4. Qualifizierung des öffentlichen Raums

  • Bereits 2015 hat eine umfassende Studie des Bundesinstituts für Bau-, Stadt- und Raumforschung gezeigt, welche Bedeutung der öffentliche Raum gerade auch für die Innenstädte von Klein- und Mittelstädten hat und welcher Handlungsbedarf hier besteht.

  • Erforderlich ist daher ein umfassendes Konzept zur dauerhaften Qualifizierung des öffentlichen Raums in den Innenstädten.

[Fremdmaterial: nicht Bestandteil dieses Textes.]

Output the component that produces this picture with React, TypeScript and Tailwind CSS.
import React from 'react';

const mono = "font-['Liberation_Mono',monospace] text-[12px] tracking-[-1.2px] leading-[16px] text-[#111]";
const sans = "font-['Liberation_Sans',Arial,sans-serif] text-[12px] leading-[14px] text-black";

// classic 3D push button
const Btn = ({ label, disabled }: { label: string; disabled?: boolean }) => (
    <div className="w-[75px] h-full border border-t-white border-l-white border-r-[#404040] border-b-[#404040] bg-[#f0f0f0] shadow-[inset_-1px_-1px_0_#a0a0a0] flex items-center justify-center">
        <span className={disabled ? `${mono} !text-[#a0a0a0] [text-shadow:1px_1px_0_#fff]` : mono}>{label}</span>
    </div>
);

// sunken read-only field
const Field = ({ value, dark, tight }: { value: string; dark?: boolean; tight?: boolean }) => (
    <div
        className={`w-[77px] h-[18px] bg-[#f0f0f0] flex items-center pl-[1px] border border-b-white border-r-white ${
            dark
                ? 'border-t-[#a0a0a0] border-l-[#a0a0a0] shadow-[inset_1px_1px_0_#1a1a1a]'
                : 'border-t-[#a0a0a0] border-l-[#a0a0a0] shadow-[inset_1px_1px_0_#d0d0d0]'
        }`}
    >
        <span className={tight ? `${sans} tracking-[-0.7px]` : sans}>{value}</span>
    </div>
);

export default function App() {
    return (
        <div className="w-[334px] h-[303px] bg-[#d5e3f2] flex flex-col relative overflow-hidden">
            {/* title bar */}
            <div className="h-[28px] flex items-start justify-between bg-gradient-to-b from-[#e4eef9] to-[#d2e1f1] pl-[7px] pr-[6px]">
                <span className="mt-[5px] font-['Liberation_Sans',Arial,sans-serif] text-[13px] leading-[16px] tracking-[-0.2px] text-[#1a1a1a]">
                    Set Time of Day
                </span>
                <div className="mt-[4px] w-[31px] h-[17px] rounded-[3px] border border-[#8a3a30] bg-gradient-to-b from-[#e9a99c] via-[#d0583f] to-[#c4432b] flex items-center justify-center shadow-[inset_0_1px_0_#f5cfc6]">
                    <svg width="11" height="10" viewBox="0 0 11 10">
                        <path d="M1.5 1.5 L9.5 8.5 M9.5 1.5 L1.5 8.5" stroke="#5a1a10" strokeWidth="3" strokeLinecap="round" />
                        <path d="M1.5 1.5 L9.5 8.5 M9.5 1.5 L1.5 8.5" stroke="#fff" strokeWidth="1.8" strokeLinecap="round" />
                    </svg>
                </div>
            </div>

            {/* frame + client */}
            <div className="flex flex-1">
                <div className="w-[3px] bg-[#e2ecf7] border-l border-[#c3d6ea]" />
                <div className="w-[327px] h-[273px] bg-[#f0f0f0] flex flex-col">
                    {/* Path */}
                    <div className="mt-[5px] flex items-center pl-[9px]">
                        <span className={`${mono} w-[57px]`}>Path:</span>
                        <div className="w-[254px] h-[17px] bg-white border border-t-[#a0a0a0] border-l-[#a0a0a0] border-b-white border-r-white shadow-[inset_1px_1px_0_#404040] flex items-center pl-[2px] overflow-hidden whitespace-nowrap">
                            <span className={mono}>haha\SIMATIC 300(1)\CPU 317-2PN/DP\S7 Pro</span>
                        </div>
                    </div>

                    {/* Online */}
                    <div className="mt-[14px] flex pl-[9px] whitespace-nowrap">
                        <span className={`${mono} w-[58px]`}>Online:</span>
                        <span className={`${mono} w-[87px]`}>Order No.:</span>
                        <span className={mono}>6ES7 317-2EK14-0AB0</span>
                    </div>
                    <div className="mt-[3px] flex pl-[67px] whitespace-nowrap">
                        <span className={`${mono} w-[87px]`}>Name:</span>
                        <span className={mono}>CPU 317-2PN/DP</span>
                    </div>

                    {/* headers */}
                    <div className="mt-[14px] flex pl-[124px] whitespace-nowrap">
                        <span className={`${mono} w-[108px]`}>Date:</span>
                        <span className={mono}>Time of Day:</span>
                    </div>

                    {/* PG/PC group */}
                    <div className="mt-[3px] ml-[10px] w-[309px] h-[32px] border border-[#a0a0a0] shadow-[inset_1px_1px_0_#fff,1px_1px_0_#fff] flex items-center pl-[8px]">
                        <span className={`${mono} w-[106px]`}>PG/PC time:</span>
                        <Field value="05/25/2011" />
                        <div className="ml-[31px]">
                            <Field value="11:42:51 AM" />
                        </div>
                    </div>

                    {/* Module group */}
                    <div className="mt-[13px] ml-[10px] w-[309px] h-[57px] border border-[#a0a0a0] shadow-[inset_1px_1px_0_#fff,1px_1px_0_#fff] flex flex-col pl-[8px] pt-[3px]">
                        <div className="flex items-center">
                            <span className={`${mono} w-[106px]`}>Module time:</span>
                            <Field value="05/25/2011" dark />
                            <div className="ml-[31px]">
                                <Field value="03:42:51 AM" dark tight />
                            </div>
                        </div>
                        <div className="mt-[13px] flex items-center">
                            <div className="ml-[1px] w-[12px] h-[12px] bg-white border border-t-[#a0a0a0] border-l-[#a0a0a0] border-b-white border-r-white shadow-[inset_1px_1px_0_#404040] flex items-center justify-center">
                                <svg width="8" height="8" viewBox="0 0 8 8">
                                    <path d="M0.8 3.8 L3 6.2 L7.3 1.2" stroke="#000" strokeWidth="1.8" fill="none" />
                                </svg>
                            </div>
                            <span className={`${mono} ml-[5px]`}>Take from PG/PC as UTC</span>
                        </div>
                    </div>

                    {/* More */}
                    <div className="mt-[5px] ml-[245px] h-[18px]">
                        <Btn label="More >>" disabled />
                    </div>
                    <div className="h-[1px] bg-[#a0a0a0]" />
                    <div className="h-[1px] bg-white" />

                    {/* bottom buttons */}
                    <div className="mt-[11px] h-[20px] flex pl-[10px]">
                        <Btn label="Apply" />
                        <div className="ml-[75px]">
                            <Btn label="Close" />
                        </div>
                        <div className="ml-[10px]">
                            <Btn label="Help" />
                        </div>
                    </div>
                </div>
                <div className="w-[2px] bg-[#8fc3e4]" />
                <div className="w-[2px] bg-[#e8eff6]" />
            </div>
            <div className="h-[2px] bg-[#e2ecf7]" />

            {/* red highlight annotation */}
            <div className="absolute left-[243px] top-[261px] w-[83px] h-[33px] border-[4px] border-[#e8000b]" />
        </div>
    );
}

Hierzu gehören
    • die Gestaltung eines partizipativen Prozesses,
    • die Einsetzung eines Stadtkurators zur Schaffung eines vernetzten Erlebnisraums Innenstadt,
    • die Finanzierung der Umsetzung,
    • die Etablierung eines Nutzungsmanagements und vor allem auch
    • die Sicherstellung der langfristigen Finanzierung von Pflege, Instandhaltung und Nutzungsangeboten.

    Ohne eine maßgebliche Unterstützung durch Bund und Länder werden viele Kommunen dies nicht leisten können.